Large quantities of molten metal
The large molten metal test is carried out on three samples when testing for each performance level. The glove sample is placed over a PVC foil skin simulant and the required quantity of molten metal, for example iron, is poured over the sample. The skin-simulant is assessed after each test and should not show any signs of smoothness or changes in the grained surface. Failure also occurs if any droplets remain stuck to the sample or the sample ignites or is punctured.
General and mechanical performance
For all the standards discussed above, the physical characteristics of the glove also need to be assessed. The material of the protective gloves shall meet at least a performance level 1 for abrasion and tear resistance, tested in accordance with EN388: 2003, and all relevant requirement of EN420: 2003+A1: 2009. General requirements for both these standards are listed below.
EN511: 2006 –Protective gloves against cold
Wearers may encounter a number of hazards when working in a cold environment without adequate hand protection. When hands get cold, workers can experience a loss of sensation and impaired movement. It can be more difficult to handle small objects and suffer a decreased grip which can result in accidents from dropping objects or from applying too much pressure to compensate for the lack of grip. In extreme cases, exposure to cold environments without the right protection can lead to frostbite.
Heat loss from hands can occur through a number of processes. The main ones are ‘conduction’ – heat transfer when the glove is in contact with a cold object or something they are holding, and ‘convection’ – heat loss into the surrounding atmosphere, which is highly dependent on movement of the surrounding air.

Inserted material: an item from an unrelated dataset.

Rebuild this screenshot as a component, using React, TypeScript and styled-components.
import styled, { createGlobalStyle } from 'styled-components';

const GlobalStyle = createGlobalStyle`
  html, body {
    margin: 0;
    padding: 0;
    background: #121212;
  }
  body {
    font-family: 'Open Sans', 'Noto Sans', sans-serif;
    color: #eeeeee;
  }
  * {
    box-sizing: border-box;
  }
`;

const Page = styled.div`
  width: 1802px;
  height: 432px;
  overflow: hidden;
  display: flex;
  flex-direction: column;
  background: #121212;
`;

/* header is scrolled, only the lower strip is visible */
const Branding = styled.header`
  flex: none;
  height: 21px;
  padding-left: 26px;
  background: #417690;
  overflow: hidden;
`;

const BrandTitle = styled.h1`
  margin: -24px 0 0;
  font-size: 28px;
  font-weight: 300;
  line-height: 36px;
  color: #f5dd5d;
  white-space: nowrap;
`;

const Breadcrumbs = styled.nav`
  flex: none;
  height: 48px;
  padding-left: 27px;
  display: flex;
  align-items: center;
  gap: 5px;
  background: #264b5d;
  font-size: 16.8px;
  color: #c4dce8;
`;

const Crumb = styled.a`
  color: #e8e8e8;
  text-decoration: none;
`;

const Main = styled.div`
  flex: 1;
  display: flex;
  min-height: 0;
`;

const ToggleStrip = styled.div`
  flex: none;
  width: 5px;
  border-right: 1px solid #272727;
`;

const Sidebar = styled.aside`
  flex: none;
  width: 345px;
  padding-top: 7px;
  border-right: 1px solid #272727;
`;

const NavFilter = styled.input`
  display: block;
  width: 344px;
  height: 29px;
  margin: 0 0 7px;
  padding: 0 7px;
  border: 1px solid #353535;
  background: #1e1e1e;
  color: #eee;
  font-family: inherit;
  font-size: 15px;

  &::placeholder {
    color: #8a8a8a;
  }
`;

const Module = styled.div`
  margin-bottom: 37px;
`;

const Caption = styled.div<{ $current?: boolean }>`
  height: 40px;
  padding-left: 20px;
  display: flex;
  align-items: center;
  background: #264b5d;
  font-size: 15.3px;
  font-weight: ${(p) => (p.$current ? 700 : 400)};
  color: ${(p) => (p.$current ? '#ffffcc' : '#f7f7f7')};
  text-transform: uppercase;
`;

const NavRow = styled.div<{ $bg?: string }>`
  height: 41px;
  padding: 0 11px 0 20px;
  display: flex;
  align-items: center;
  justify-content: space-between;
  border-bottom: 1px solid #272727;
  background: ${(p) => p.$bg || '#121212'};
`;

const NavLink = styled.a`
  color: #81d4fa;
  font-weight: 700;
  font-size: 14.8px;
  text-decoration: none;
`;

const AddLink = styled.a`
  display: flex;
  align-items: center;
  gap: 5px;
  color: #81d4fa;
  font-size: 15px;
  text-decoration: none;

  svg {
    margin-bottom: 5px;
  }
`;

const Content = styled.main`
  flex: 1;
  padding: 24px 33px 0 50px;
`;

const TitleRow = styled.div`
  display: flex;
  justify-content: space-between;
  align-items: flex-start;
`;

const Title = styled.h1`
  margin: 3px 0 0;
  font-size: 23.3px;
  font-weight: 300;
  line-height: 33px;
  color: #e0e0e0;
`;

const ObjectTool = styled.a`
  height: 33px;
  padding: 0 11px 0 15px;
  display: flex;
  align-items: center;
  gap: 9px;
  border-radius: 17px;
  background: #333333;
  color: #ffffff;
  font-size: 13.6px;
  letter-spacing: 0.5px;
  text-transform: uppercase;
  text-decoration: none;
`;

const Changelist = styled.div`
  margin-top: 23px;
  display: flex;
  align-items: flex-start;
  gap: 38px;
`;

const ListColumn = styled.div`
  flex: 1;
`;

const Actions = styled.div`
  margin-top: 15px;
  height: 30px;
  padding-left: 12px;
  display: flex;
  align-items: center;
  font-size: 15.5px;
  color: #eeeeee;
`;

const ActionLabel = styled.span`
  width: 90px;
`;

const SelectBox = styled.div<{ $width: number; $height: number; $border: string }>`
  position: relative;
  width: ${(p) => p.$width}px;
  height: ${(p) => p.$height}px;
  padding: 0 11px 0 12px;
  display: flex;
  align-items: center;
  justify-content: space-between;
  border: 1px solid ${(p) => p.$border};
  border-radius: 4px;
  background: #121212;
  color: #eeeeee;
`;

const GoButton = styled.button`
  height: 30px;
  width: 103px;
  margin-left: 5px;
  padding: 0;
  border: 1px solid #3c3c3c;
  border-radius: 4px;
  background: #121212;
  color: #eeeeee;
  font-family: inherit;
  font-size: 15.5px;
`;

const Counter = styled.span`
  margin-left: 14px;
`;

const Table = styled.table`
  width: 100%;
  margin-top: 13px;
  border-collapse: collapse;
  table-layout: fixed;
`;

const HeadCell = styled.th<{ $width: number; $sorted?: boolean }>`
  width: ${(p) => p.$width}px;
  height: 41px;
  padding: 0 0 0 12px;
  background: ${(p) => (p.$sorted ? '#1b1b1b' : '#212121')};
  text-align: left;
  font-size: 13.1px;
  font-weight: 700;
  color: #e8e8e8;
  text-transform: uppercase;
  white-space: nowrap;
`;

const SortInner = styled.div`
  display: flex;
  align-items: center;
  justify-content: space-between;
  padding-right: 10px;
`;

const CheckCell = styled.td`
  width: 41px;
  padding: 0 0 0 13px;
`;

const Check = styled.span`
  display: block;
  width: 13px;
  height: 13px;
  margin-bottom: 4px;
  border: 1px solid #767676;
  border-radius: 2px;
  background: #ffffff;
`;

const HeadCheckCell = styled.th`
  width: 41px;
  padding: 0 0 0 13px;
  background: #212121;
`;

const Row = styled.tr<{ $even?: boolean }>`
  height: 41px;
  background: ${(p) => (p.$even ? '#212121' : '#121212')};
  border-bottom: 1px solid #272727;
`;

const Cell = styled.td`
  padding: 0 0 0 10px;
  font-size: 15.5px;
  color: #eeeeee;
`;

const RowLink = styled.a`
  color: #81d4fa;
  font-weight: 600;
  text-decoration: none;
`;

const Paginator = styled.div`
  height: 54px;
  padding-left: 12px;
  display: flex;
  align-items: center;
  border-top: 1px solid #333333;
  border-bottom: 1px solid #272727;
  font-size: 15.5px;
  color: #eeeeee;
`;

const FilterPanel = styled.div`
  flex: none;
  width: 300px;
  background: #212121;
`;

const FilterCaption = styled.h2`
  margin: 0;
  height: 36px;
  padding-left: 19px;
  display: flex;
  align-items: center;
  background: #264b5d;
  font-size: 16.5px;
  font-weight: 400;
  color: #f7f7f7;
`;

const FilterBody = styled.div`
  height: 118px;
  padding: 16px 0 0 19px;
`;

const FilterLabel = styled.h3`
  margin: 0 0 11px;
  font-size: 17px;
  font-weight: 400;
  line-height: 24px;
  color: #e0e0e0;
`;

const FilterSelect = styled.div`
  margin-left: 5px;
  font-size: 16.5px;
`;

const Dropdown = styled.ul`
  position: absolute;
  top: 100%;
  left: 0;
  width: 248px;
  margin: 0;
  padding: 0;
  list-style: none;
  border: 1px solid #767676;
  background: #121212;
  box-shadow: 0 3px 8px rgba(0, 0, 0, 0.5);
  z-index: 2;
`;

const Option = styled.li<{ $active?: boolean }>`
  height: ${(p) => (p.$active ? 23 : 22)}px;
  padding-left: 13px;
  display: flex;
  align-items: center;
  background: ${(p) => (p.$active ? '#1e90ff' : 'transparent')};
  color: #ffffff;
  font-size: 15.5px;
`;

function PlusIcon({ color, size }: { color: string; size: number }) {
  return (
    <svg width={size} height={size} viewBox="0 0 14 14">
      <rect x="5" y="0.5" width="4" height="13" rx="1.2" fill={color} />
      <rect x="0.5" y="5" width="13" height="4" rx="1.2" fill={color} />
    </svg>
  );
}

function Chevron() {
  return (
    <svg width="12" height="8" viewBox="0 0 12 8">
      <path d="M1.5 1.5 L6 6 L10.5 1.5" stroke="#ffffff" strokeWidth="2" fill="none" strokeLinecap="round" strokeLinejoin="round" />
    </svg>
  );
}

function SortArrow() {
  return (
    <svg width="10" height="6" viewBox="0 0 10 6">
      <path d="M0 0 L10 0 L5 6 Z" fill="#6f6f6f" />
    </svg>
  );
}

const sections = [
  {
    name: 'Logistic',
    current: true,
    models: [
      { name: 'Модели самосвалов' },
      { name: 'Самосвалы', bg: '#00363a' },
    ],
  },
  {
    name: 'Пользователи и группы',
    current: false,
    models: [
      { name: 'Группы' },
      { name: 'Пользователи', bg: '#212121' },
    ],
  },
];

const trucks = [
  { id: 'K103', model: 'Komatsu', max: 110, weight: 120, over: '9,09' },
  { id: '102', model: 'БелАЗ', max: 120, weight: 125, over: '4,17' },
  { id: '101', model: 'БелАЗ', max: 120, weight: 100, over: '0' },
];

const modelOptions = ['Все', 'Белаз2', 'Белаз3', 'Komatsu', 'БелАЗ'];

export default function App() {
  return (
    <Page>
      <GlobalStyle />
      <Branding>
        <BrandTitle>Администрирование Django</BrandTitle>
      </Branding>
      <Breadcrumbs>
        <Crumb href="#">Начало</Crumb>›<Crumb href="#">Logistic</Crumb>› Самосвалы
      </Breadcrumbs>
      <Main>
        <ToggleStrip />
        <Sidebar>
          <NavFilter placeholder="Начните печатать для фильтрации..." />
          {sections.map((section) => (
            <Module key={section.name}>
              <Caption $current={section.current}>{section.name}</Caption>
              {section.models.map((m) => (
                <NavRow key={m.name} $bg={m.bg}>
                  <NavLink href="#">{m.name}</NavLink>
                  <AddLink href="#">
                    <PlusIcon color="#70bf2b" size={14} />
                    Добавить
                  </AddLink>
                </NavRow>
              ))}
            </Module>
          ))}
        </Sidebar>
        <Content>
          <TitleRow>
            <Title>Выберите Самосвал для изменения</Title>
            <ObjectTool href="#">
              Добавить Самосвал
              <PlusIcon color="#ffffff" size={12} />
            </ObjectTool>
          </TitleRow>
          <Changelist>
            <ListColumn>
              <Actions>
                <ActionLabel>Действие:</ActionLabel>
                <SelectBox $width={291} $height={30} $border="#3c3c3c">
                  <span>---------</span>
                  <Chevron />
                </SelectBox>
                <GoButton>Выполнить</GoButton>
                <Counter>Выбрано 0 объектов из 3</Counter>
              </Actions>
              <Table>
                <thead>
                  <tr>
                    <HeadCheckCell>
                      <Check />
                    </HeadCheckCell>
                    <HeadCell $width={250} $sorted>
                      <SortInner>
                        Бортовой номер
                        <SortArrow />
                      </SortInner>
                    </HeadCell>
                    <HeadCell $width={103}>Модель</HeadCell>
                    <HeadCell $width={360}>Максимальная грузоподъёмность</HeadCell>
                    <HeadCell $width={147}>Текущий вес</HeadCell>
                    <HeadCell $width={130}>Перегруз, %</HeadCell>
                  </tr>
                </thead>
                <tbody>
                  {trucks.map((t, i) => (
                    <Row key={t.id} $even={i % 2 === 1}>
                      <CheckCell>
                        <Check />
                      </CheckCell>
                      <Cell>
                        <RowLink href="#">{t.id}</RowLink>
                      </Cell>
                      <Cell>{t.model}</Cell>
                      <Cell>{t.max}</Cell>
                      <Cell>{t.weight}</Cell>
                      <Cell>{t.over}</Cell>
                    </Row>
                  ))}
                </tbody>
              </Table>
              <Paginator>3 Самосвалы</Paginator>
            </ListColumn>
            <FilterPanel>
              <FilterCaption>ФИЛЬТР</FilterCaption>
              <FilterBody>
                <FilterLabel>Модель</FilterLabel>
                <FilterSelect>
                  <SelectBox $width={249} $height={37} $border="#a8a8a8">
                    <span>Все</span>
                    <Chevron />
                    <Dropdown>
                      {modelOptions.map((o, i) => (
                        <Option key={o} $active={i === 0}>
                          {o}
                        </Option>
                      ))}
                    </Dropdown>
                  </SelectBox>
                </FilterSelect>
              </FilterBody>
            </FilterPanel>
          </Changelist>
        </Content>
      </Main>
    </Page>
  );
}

There is a European standard referenced EN 511: 2006 to assess the performance of a glove’s protection for the hands against cold hazards which has several tests including convective cold, contact cold, water penetration and flexibility behaviour.
To determine the thermal insulation of a glove, the convective cold test is used to measure the power required to maintain a constant temperature between the surface of a heated hand model and the ambient atmosphere within a controlled chamber. The more electrical power required, the lower the thermal insulation value of the glove.

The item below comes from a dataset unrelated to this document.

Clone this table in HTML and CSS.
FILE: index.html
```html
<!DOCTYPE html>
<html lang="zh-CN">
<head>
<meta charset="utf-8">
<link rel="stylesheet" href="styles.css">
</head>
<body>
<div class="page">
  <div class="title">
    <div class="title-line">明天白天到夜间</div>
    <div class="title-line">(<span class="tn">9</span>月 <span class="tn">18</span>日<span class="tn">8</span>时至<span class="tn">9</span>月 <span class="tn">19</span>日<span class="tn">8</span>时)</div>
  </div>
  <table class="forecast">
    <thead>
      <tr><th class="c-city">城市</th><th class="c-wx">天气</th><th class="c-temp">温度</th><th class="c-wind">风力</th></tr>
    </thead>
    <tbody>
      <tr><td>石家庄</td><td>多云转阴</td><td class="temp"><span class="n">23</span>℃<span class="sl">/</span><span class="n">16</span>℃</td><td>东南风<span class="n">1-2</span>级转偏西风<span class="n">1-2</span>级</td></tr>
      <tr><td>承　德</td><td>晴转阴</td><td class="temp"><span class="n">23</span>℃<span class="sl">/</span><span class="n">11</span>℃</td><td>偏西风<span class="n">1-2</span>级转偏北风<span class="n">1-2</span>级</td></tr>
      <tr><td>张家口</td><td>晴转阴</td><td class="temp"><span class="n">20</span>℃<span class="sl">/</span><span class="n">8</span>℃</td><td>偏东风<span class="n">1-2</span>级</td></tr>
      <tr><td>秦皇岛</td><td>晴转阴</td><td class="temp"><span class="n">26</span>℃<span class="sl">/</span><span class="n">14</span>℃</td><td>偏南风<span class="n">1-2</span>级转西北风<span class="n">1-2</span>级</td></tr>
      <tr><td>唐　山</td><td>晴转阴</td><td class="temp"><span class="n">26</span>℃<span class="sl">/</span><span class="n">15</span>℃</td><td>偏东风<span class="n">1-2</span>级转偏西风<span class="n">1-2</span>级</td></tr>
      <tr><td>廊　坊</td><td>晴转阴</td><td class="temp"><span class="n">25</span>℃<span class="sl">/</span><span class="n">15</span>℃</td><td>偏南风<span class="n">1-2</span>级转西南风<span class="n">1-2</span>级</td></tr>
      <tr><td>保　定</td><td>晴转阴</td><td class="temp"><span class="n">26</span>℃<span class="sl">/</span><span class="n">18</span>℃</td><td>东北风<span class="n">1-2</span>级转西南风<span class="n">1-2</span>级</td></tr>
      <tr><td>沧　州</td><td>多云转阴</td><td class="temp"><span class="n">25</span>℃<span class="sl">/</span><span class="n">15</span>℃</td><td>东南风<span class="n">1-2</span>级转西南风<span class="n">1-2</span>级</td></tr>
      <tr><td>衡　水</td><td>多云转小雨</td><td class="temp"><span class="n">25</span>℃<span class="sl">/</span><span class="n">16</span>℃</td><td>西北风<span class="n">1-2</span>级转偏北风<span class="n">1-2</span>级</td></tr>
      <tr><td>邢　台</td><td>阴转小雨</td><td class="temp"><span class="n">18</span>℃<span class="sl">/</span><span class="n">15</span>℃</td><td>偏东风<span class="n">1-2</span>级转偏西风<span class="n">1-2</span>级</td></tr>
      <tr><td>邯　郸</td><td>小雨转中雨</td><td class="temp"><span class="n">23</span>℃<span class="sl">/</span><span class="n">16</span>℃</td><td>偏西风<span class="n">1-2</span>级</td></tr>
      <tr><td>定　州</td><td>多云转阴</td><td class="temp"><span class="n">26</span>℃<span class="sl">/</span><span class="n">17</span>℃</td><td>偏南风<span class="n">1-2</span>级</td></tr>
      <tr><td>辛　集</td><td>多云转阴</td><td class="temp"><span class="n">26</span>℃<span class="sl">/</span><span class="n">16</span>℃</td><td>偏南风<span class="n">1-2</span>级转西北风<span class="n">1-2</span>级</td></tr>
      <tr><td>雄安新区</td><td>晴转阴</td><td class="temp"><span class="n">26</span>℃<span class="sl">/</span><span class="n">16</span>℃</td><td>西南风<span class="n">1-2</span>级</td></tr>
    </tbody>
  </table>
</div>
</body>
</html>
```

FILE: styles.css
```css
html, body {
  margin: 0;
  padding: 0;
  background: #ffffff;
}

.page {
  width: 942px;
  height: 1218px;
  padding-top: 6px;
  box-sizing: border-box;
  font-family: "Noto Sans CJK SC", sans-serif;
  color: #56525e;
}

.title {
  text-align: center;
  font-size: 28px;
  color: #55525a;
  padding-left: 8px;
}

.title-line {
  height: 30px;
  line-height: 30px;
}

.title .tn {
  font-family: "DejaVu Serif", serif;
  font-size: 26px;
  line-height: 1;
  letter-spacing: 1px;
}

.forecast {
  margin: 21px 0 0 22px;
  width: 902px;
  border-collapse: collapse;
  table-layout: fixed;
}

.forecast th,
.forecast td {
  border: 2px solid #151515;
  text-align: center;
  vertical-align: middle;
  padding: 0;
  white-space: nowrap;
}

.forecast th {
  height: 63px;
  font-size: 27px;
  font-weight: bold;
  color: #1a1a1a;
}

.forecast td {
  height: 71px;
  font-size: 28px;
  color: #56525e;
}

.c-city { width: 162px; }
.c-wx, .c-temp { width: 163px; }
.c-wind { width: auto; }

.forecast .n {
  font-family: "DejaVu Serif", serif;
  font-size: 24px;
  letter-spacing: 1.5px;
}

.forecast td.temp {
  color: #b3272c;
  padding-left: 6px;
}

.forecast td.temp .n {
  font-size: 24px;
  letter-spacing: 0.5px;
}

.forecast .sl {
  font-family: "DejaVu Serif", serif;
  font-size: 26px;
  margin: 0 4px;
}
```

The convective cold test is a complex procedure requiring specialist equipment. The apparatus required for this test includes a computer-controlled heated hand (size 9) placed in an environmental chamber. In the chamber, the temperature is set to at least 20ºC below that of the heated hand, and there is a defined air velocity of 4 ± 0.5 m/s and relative humidity of 50 ± 5%. When the temperature of the hand and the power consumption are at a steady level, the measurements are taken of their average values for a period of 10 minutes.
The contact cold test involves the glove materials used for the palm side of the fingers of a glove being placed between metal plates which are set at different temperatures. The measured temperature drop across the test specimen is used to calculate its thermal resistance.

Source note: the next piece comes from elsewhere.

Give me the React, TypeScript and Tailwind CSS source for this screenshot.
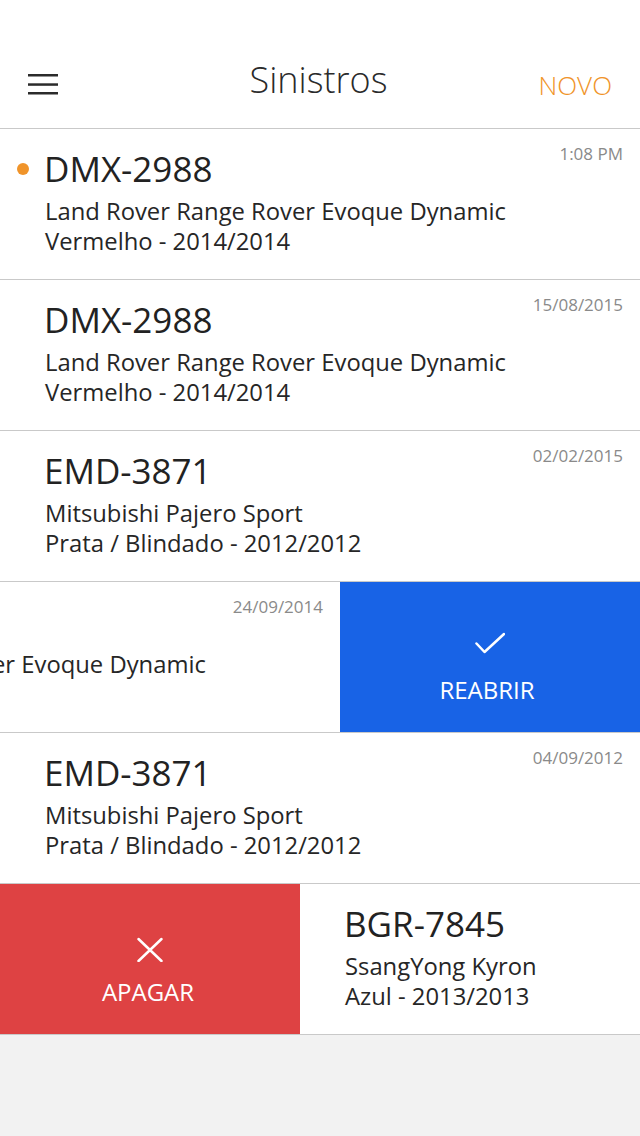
type Claim = {
  plate: string
  model: string
  detail: string
  date: string
  unread?: boolean
}

const claims: Claim[] = [
  { plate: 'DMX-2988', model: 'Land Rover Range Rover Evoque Dynamic', detail: 'Vermelho - 2014/2014', date: '1:08 PM', unread: true },
  { plate: 'DMX-2988', model: 'Land Rover Range Rover Evoque Dynamic', detail: 'Vermelho - 2014/2014', date: '15/08/2015' },
  { plate: 'EMD-3871', model: 'Mitsubishi Pajero Sport', detail: 'Prata / Blindado - 2012/2012', date: '02/02/2015' },
  { plate: 'DMX-2988', model: 'Land Rover Range Rover Evoque Dynamic', detail: 'Vermelho - 2014/2014', date: '24/09/2014' },
  { plate: 'EMD-3871', model: 'Mitsubishi Pajero Sport', detail: 'Prata / Blindado - 2012/2012', date: '04/09/2012' },
  { plate: 'BGR-7845', model: 'SsangYong Kyron', detail: 'Azul - 2013/2013', date: '12/03/2012' },
]

const font = { fontFamily: '"Open Sans", "Liberation Sans", sans-serif' }

const ClaimBody = ({ c }: { c: Claim }) => {
  return (
    <div className="w-[640px] shrink-0 flex justify-between bg-white pl-[44px] pr-[17px]">
      <div className="pt-[20px]">
        <div className="flex items-center">
          {c.unread && <span className="-ml-[27px] mr-[15px] h-3 w-3 rounded-full bg-[#f0942a]"></span>}
          <span className="text-[35px] leading-[40px] text-[#222]">{c.plate}</span>
        </div>
        <div className="mt-[7px] pl-[1px] text-[23.8px] leading-[30px] text-[#262626] whitespace-nowrap">{c.model}</div>
        <div className="pl-[1px] text-[23.8px] leading-[30px] text-[#262626] whitespace-nowrap">{c.detail}</div>
      </div>
      <div className="pt-[15px] text-[17px] leading-[20px] text-[#8a8a8a]">{c.date}</div>
    </div>
  )
}

const Row = ({ c }: { c: Claim }) => (
  <div className="h-[151px] border-b border-[#c9c9c9] bg-white overflow-hidden flex">
    <ClaimBody c={c} />
  </div>
)

const App = () => {
  return (
    <div className="min-h-[1136px] w-[640px] bg-[#f2f2f2]" style={font}>
      {/* header */}
      <div className="h-[129px] border-b border-[#c9c9c9] bg-white grid grid-cols-[1fr_auto_1fr] items-start">
        <div className="pl-[28px] pt-[74px]">
          <svg width="30" height="21" viewBox="0 0 30 21" fill="#2b2b2b">
            <rect x="0" y="0" width="30" height="2.5" />
            <rect x="0" y="9.3" width="30" height="2.5" />
            <rect x="0" y="18" width="30" height="2.5" />
          </svg>
        </div>
        <div className="pt-[60px] -ml-[3px] text-[36px] leading-[40px] font-light text-[#2a2a2a]">Sinistros</div>
        <div className="pt-[70px] pr-[28px] text-right text-[26px] leading-[30px] font-light text-[#f0942a]">NOVO</div>
      </div>

      <Row c={claims[0]} />
      <Row c={claims[1]} />
      <Row c={claims[2]} />

      {/* swiped left, reveals reopen */}
      <div className="h-[151px] border-b border-[#c9c9c9] bg-white overflow-hidden flex">
        <div className="-ml-[300px] flex">
          <ClaimBody c={claims[3]} />
        </div>
        <div className="w-[300px] shrink-0 bg-[#1863e6] flex flex-col items-center pt-[48px] text-white">
          <svg width="30" height="30" viewBox="0 0 30 30" fill="none" stroke="white" strokeWidth="2.5" strokeLinecap="round" strokeLinejoin="round">
            <path d="M1.5 13.5 L9.5 22 L29 4" />
          </svg>
          <div className="mt-[15px] pr-[6px] text-[24px] leading-[30px]">REABRIR</div>
        </div>
      </div>

      <Row c={claims[4]} />

      {/* swiped right, reveals delete */}
      <div className="h-[151px] border-b border-[#c9c9c9] bg-white overflow-hidden flex">
        <div className="w-[300px] shrink-0 bg-[#de4243] flex flex-col items-center pt-[48px] text-white">
          <svg width="30" height="30" viewBox="0 0 30 30" fill="none" stroke="white" strokeWidth="2.5" strokeLinecap="round">
            <path d="M3.5 7 L26.5 29 M26.5 7 L3.5 29" />
          </svg>
          <div className="mt-[15px] pr-[4px] text-[24px] leading-[30px]">APAGAR</div>
        </div>
        <ClaimBody c={claims[5]} />
      </div>
    </div>
  )
}

export default App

Flexibility behaviour and extreme cold flexibility test
For gloves to be usable at low temperatures they need to remain flexible. The standard contains two flexibility tests in order to assess this. The first is the flexibility behaviour test and this is only for coated materials where the assessment is looking for cracks that form in the glove’s coating during a 10,000 cycle low temperature flex test. The other test is the extreme cold flexibility test designed for gloves intended to be used in environments below -30ºC. This test involves bending samples on a special jig at -50ºC and assessing the sample for cracks.
Gloves are tested for integrity as a whole by a wearer immersing them in water up to the wrist line. Clenching movements are then made with the fingers for two minutes and then they are held stationary in the water for a further three minutes. The gloves are worn by a subject who checks at regular intervals for any leaks while flexing their hands and fingers. The glove reaches a performance level of 1 if no leaks are present. If the glove fails to meet this requirement, then the performance level will be 0 and a warning must be supplied by the manufacturer to inform users that the glove may lose its insulation properties when wet.
General and mechanical performance
As in EN407: 2004, the physical characteristics of gloves tested to EN511:2006 also need to be assessed, such as resistance to abrasion and tearing. These assessments are based on the EN 388: 2003 and EN 420:2003+A1: 2009 standards discussed below. The gloves must meet a performance level 1 of EN388: 2003 in abrasion and tear as a general requirement and this minimum level increases according to the different levels of protection against cold.
EN 420: 2003+A1: 2009
This standard is designed to ensure that the gloves themselves do not cause harm to the wearer and are comfortable to wear. Tests and requirements include the pH value and chrome VI content of leather (other chemical tests may be required as part of innocuousness testing), water vapour transmission and absorption of materials. Further procedures are called up for the sizing of the glove and its effect on finger dexterity. There are also general requirements for the information to be supplied with, and marked on, the glove. It should be noted that not all the performance tests in this standard are mandatory.
EN 388: 2003
This European standard (currently under revision and expected to be published later this year) is widely used in assessing gloves for general industrial applications. It is also referred to in many of the specialist glove standards such as those discussed above. It includes four main physical tests to assess the resistance of the glove’s palm area to mild abrasion, cutting, tearing and puncture. The performance of the glove is graded in accordance with four or five performance levels in each test.
While hand injuries still form a high percentage of accidents both at work and at home, many of them are easily preventable by wearing appropriate protective gloves. Increasing legislation and obligations for employers and manufacturers to provide improved safety equipment and adequate protection against hazards such as heat and/or flame and cold is leading to advances in material technology and better protective products. This is resulting in better designed and more comfortable gloves which, in turn, should lead to a reduction in injury statistics.